» **Work to be completed**
Transcribe all of the material exactly, except for its pictures.

» **Data lines**

Start

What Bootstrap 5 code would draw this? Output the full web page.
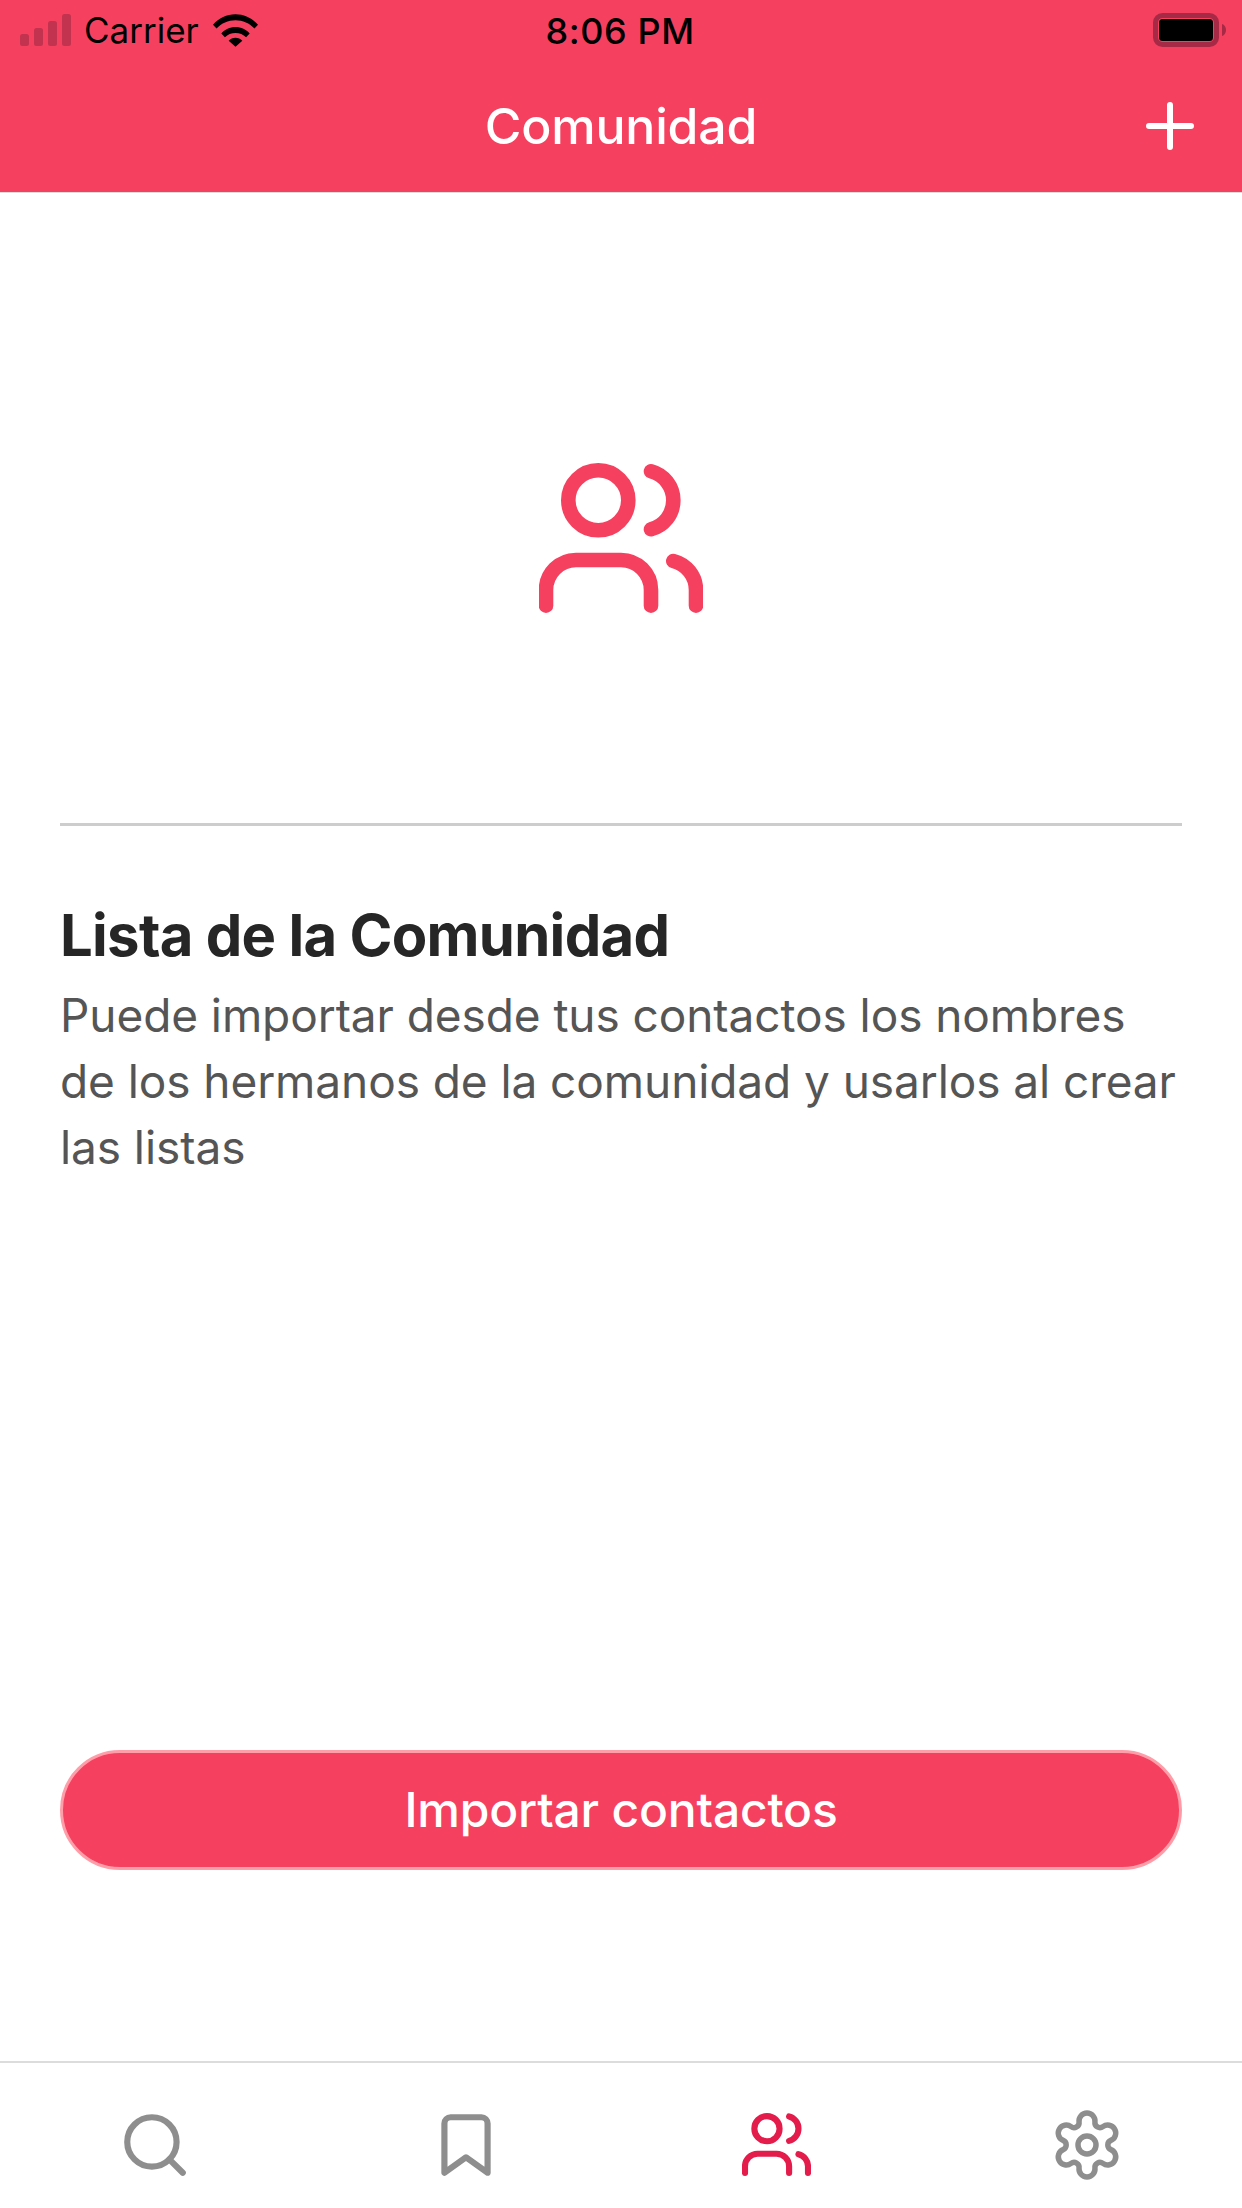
<!DOCTYPE html>
<html lang="es">
<head>
<meta charset="utf-8">
<title>Comunidad</title>
<link rel="stylesheet" href="https://cdn.jsdelivr.net/npm/bootstrap@5.3.0/dist/css/bootstrap.min.css">
<style>
html,body{height:100%;margin:0;background:#fff}
body{font-family:Inter,"Noto Sans",sans-serif}
.app-frame{width:1242px;height:2208px;overflow:hidden}
.app-head{height:193px;background:#f5405f;border-bottom:1px solid #dcdcdc;flex:none}
.status-strip{height:60px;padding:0 16px 0 20px;color:#000}
.status-side{flex:1 1 0}
.carrier-txt{font-size:35px;line-height:62px;margin-left:13px;margin-right:14px;letter-spacing:0}
.time-txt{font-size:36px;font-weight:500;line-height:62px;letter-spacing:.6px;margin:2px 6px 0 0}
.title-strip{height:132px;position:relative}
.title-txt{font-size:50px;font-weight:550;color:#fff;line-height:1;margin:0;letter-spacing:-.2px}
.plus-btn{position:absolute;right:48px;top:42px;line-height:0;background:none;border:0;padding:0}
.hero-zone{padding-top:270px;height:630px;flex:none}
.hero-line{border-top:3px solid #cdcdcd;margin:0 60px;opacity:1}
.copy-zone{padding:75px 60px 0}
.copy-title{font-size:58px;font-weight:700;color:#262626;line-height:68px;margin:0 0 13px;letter-spacing:-.7px}
.copy-body{font-size:46px;line-height:66px;color:#555;margin:0;letter-spacing:-.08px}
.action-zone{padding:0 60px 191px}
.action-btn{height:120px;background:#f5405f;border:3px solid #ff9da8;color:#fff;font-size:48px;font-weight:550;line-height:1;letter-spacing:-.2px}
.action-btn:hover{background:#f5405f;border-color:#ff9da8;color:#fff}
.tab-zone{height:147px;border-top:2px solid #dcdcdc;flex:none}
.tab-cell{height:145px;padding-top:45px;line-height:0}
.main-stroke{fill:none;stroke:#f5405f;stroke-width:14.6;stroke-linecap:round;stroke-linejoin:round}
.tab-stroke{fill:none;stroke:#8e8e8e;stroke-width:2;stroke-linecap:round;stroke-linejoin:round}
.gear-stroke{fill:none;stroke:#8e8e8e;stroke-width:5.5;stroke-linejoin:round}
.tab-live{fill:none;stroke:#e31c4b;stroke-width:14.6;stroke-linecap:round;stroke-linejoin:round}
.live-icon{margin-top:5px}
</style>
</head>
<body>
<div class="app-frame d-flex flex-column">
  <header class="app-head">
    <div class="status-strip d-flex align-items-center">
      <div class="status-side d-flex align-items-center">
        <svg width="51" height="32" viewBox="0 0 51 32" aria-hidden="true"><g fill="#c2334f"><rect x="0" y="20" width="9" height="12" rx="2.5"/><rect x="14" y="14" width="9" height="18" rx="2.5"/><rect x="28" y="7" width="9" height="25" rx="2.5"/><rect x="42" y="0" width="9" height="32" rx="2.5"/></g></svg>
        <span class="carrier-txt">Carrier</span>
        <svg width="45" height="33" viewBox="0 0 46 33" aria-hidden="true"><path d="M0 10.500C6 4 14 0 23 0s17 4 23 10.500l-3.600 4C37.300 9 30.500 6 23 6S8.700 9 3.600 14.500zM8.500 19.500C12 15.500 17.200 13 23 13s11 2.500 14.500 6.500l-3.700 4C31 20.500 27.200 19 23 19s-8 1.500-10.800 4.500zM16 27c1.800-1.900 4.300-3 7-3s5.200 1.100 7 3l-7 6z" fill="#000"/></svg>
      </div>
      <span class="time-txt">8:06 PM</span>
      <div class="status-side d-flex justify-content-end">
        <svg width="73" height="34" viewBox="0 0 73 34" aria-hidden="true"><rect x="2.500" y="2.500" width="61" height="29" rx="7" fill="none" stroke="#a62a46" stroke-width="5"/><rect x="6" y="6" width="54" height="22" rx="3.500" fill="#000"/><path d="M69 11c2.500.7 4 3 4 6s-1.500 5.300-4 6z" fill="#a62a46"/></svg>
      </div>
    </div>
    <div class="title-strip d-flex align-items-center justify-content-center">
      <h1 class="title-txt">Comunidad</h1>
      <button class="plus-btn" type="button" aria-label="Añadir"><svg width="48" height="48" viewBox="0 0 48 48"><path d="M24 3v42M3 24h42" stroke="#fff" stroke-width="6" stroke-linecap="round"/></svg></button>
    </div>
  </header>

  <main class="flex-grow-1 d-flex flex-column">
    <div class="hero-zone d-flex justify-content-center">
      <svg width="164" height="150" viewBox="539 463 164 150" aria-hidden="true"><g class="main-stroke"><circle cx="598.300" cy="500.300" r="30"/><path d="M651 471.300A30 30 0 0 1 651 529.300"/><path d="M546 605.700V590A30 30 0 0 1 576 560H621A30 30 0 0 1 651 590V605.700"/><path d="M673.300 561A30 30 0 0 1 696 590V605.700"/></g></svg>
    </div>
    <hr class="hero-line my-0">
    <div class="copy-zone flex-grow-1">
      <h2 class="copy-title">Lista de la Comunidad</h2>
      <p class="copy-body">Puede importar desde tus contactos los nombres<br>de los hermanos de la comunidad y usarlos al crear<br>las listas</p>
    </div>
    <div class="action-zone">
      <button class="btn action-btn rounded-pill w-100" type="button">Importar contactos</button>
    </div>
  </main>

  <nav class="tab-zone row g-0">
    <div class="col-3 tab-cell text-center">
      <svg width="74" height="74" viewBox="0 0 24 24" aria-hidden="true"><g class="tab-stroke"><circle cx="11" cy="11" r="8"/><path d="M21 21l-4.350-4.350"/></g></svg>
    </div>
    <div class="col-3 tab-cell text-center">
      <svg width="74" height="74" viewBox="0 0 24 24" aria-hidden="true"><path class="tab-stroke" d="M19 21l-7-5-7 5V5a2 2 0 0 1 2-2h10a2 2 0 0 1 2 2z"/></svg>
    </div>
    <div class="col-3 tab-cell text-center">
      <svg class="live-icon" width="69" height="63" viewBox="539 463 164 150" aria-hidden="true"><g class="tab-live"><circle cx="598.300" cy="500.300" r="30"/><path d="M651 471.300A30 30 0 0 1 651 529.300"/><path d="M546 605.700V590A30 30 0 0 1 576 560H621A30 30 0 0 1 651 590V605.700"/><path d="M673.300 561A30 30 0 0 1 696 590V605.700"/></g></svg>
    </div>
    <div class="col-3 tab-cell text-center">
      <svg width="74" height="74" viewBox="-37 -37 74 74" aria-hidden="true"><g class="gear-stroke"><path d="M-7.940 -22.980A8 8 0 1 1 7.940 -22.980A5 5 0 0 0 15.930 -18.370A8 8 0 1 1 23.870 -4.610A5 5 0 0 0 23.870 4.610A8 8 0 1 1 15.930 18.370A5 5 0 0 0 7.940 22.980A8 8 0 1 1 -7.940 22.980A5 5 0 0 0 -15.930 18.370A8 8 0 1 1 -23.870 4.610A5 5 0 0 0 -23.870 -4.610A8 8 0 1 1 -15.930 -18.370A5 5 0 0 0 -7.940 -22.980Z"/><circle cx="0" cy="0" r="9"/></g></svg>
    </div>
  </nav>
</div>
<script src="https://cdn.jsdelivr.net/npm/bootstrap@5.3.0/dist/js/bootstrap.bundle.min.js"></script>
</body>
</html>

End

» **Solution to the exercise**
What Bootstrap 5 code would draw this? Output the full web page.
<!DOCTYPE html>
<html lang="es">
<head>
<meta charset="utf-8">
<title>Comunidad</title>
<link rel="stylesheet" href="https://cdn.jsdelivr.net/npm/bootstrap@5.3.0/dist/css/bootstrap.min.css">
<style>
html,body{height:100%;margin:0;background:#fff}
body{font-family:Inter,"Noto Sans",sans-serif}
.app-frame{width:1242px;height:2208px;overflow:hidden}
.app-head{height:193px;background:#f5405f;border-bottom:1px solid #dcdcdc;flex:none}
.status-strip{height:60px;padding:0 16px 0 20px;color:#000}
.status-side{flex:1 1 0}
.carrier-txt{font-size:35px;line-height:62px;margin-left:13px;margin-right:14px;letter-spacing:0}
.time-txt{font-size:36px;font-weight:500;line-height:62px;letter-spacing:.6px;margin:2px 6px 0 0}
.title-strip{height:132px;position:relative}
.title-txt{font-size:50px;font-weight:550;color:#fff;line-height:1;margin:0;letter-spacing:-.2px}
.plus-btn{position:absolute;right:48px;top:42px;line-height:0;background:none;border:0;padding:0}
.hero-zone{padding-top:270px;height:630px;flex:none}
.hero-line{border-top:3px solid #cdcdcd;margin:0 60px;opacity:1}
.copy-zone{padding:75px 60px 0}
.copy-title{font-size:58px;font-weight:700;color:#262626;line-height:68px;margin:0 0 13px;letter-spacing:-.7px}
.copy-body{font-size:46px;line-height:66px;color:#555;margin:0;letter-spacing:-.08px}
.action-zone{padding:0 60px 191px}
.action-btn{height:120px;background:#f5405f;border:3px solid #ff9da8;color:#fff;font-size:48px;font-weight:550;line-height:1;letter-spacing:-.2px}
.action-btn:hover{background:#f5405f;border-color:#ff9da8;color:#fff}
.tab-zone{height:147px;border-top:2px solid #dcdcdc;flex:none}
.tab-cell{height:145px;padding-top:45px;line-height:0}
.main-stroke{fill:none;stroke:#f5405f;stroke-width:14.6;stroke-linecap:round;stroke-linejoin:round}
.tab-stroke{fill:none;stroke:#8e8e8e;stroke-width:2;stroke-linecap:round;stroke-linejoin:round}
.gear-stroke{fill:none;stroke:#8e8e8e;stroke-width:5.5;stroke-linejoin:round}
.tab-live{fill:none;stroke:#e31c4b;stroke-width:14.6;stroke-linecap:round;stroke-linejoin:round}
.live-icon{margin-top:5px}
</style>
</head>
<body>
<div class="app-frame d-flex flex-column">
  <header class="app-head">
    <div class="status-strip d-flex align-items-center">
      <div class="status-side d-flex align-items-center">
        <svg width="51" height="32" viewBox="0 0 51 32" aria-hidden="true"><g fill="#c2334f"><rect x="0" y="20" width="9" height="12" rx="2.5"/><rect x="14" y="14" width="9" height="18" rx="2.5"/><rect x="28" y="7" width="9" height="25" rx="2.5"/><rect x="42" y="0" width="9" height="32" rx="2.5"/></g></svg>
        <span class="carrier-txt">Carrier</span>
        <svg width="45" height="33" viewBox="0 0 46 33" aria-hidden="true"><path d="M0 10.500C6 4 14 0 23 0s17 4 23 10.500l-3.600 4C37.300 9 30.500 6 23 6S8.700 9 3.600 14.500zM8.500 19.500C12 15.500 17.200 13 23 13s11 2.500 14.500 6.500l-3.700 4C31 20.500 27.200 19 23 19s-8 1.500-10.800 4.500zM16 27c1.800-1.900 4.300-3 7-3s5.200 1.100 7 3l-7 6z" fill="#000"/></svg>
      </div>
      <span class="time-txt">8:06 PM</span>
      <div class="status-side d-flex justify-content-end">
        <svg width="73" height="34" viewBox="0 0 73 34" aria-hidden="true"><rect x="2.500" y="2.500" width="61" height="29" rx="7" fill="none" stroke="#a62a46" stroke-width="5"/><rect x="6" y="6" width="54" height="22" rx="3.500" fill="#000"/><path d="M69 11c2.500.7 4 3 4 6s-1.500 5.300-4 6z" fill="#a62a46"/></svg>
      </div>
    </div>
    <div class="title-strip d-flex align-items-center justify-content-center">
      <h1 class="title-txt">Comunidad</h1>
      <button class="plus-btn" type="button" aria-label="Añadir"><svg width="48" height="48" viewBox="0 0 48 48"><path d="M24 3v42M3 24h42" stroke="#fff" stroke-width="6" stroke-linecap="round"/></svg></button>
    </div>
  </header>

  <main class="flex-grow-1 d-flex flex-column">
    <div class="hero-zone d-flex justify-content-center">
      <svg width="164" height="150" viewBox="539 463 164 150" aria-hidden="true"><g class="main-stroke"><circle cx="598.300" cy="500.300" r="30"/><path d="M651 471.300A30 30 0 0 1 651 529.300"/><path d="M546 605.700V590A30 30 0 0 1 576 560H621A30 30 0 0 1 651 590V605.700"/><path d="M673.300 561A30 30 0 0 1 696 590V605.700"/></g></svg>
    </div>
    <hr class="hero-line my-0">
    <div class="copy-zone flex-grow-1">
      <h2 class="copy-title">Lista de la Comunidad</h2>
      <p class="copy-body">Puede importar desde tus contactos los nombres<br>de los hermanos de la comunidad y usarlos al crear<br>las listas</p>
    </div>
    <div class="action-zone">
      <button class="btn action-btn rounded-pill w-100" type="button">Importar contactos</button>
    </div>
  </main>

  <nav class="tab-zone row g-0">
    <div class="col-3 tab-cell text-center">
      <svg width="74" height="74" viewBox="0 0 24 24" aria-hidden="true"><g class="tab-stroke"><circle cx="11" cy="11" r="8"/><path d="M21 21l-4.350-4.350"/></g></svg>
    </div>
    <div class="col-3 tab-cell text-center">
      <svg width="74" height="74" viewBox="0 0 24 24" aria-hidden="true"><path class="tab-stroke" d="M19 21l-7-5-7 5V5a2 2 0 0 1 2-2h10a2 2 0 0 1 2 2z"/></svg>
    </div>
    <div class="col-3 tab-cell text-center">
      <svg class="live-icon" width="69" height="63" viewBox="539 463 164 150" aria-hidden="true"><g class="tab-live"><circle cx="598.300" cy="500.300" r="30"/><path d="M651 471.300A30 30 0 0 1 651 529.300"/><path d="M546 605.700V590A30 30 0 0 1 576 560H621A30 30 0 0 1 651 590V605.700"/><path d="M673.300 561A30 30 0 0 1 696 590V605.700"/></g></svg>
    </div>
    <div class="col-3 tab-cell text-center">
      <svg width="74" height="74" viewBox="-37 -37 74 74" aria-hidden="true"><g class="gear-stroke"><path d="M-7.940 -22.980A8 8 0 1 1 7.940 -22.980A5 5 0 0 0 15.930 -18.370A8 8 0 1 1 23.870 -4.610A5 5 0 0 0 23.870 4.610A8 8 0 1 1 15.930 18.370A5 5 0 0 0 7.940 22.980A8 8 0 1 1 -7.940 22.980A5 5 0 0 0 -15.930 18.370A8 8 0 1 1 -23.870 4.610A5 5 0 0 0 -23.870 -4.610A8 8 0 1 1 -15.930 -18.370A5 5 0 0 0 -7.940 -22.980Z"/><circle cx="0" cy="0" r="9"/></g></svg>
    </div>
  </nav>
</div>
<script src="https://cdn.jsdelivr.net/npm/bootstrap@5.3.0/dist/js/bootstrap.bundle.min.js"></script>
</body>
</html>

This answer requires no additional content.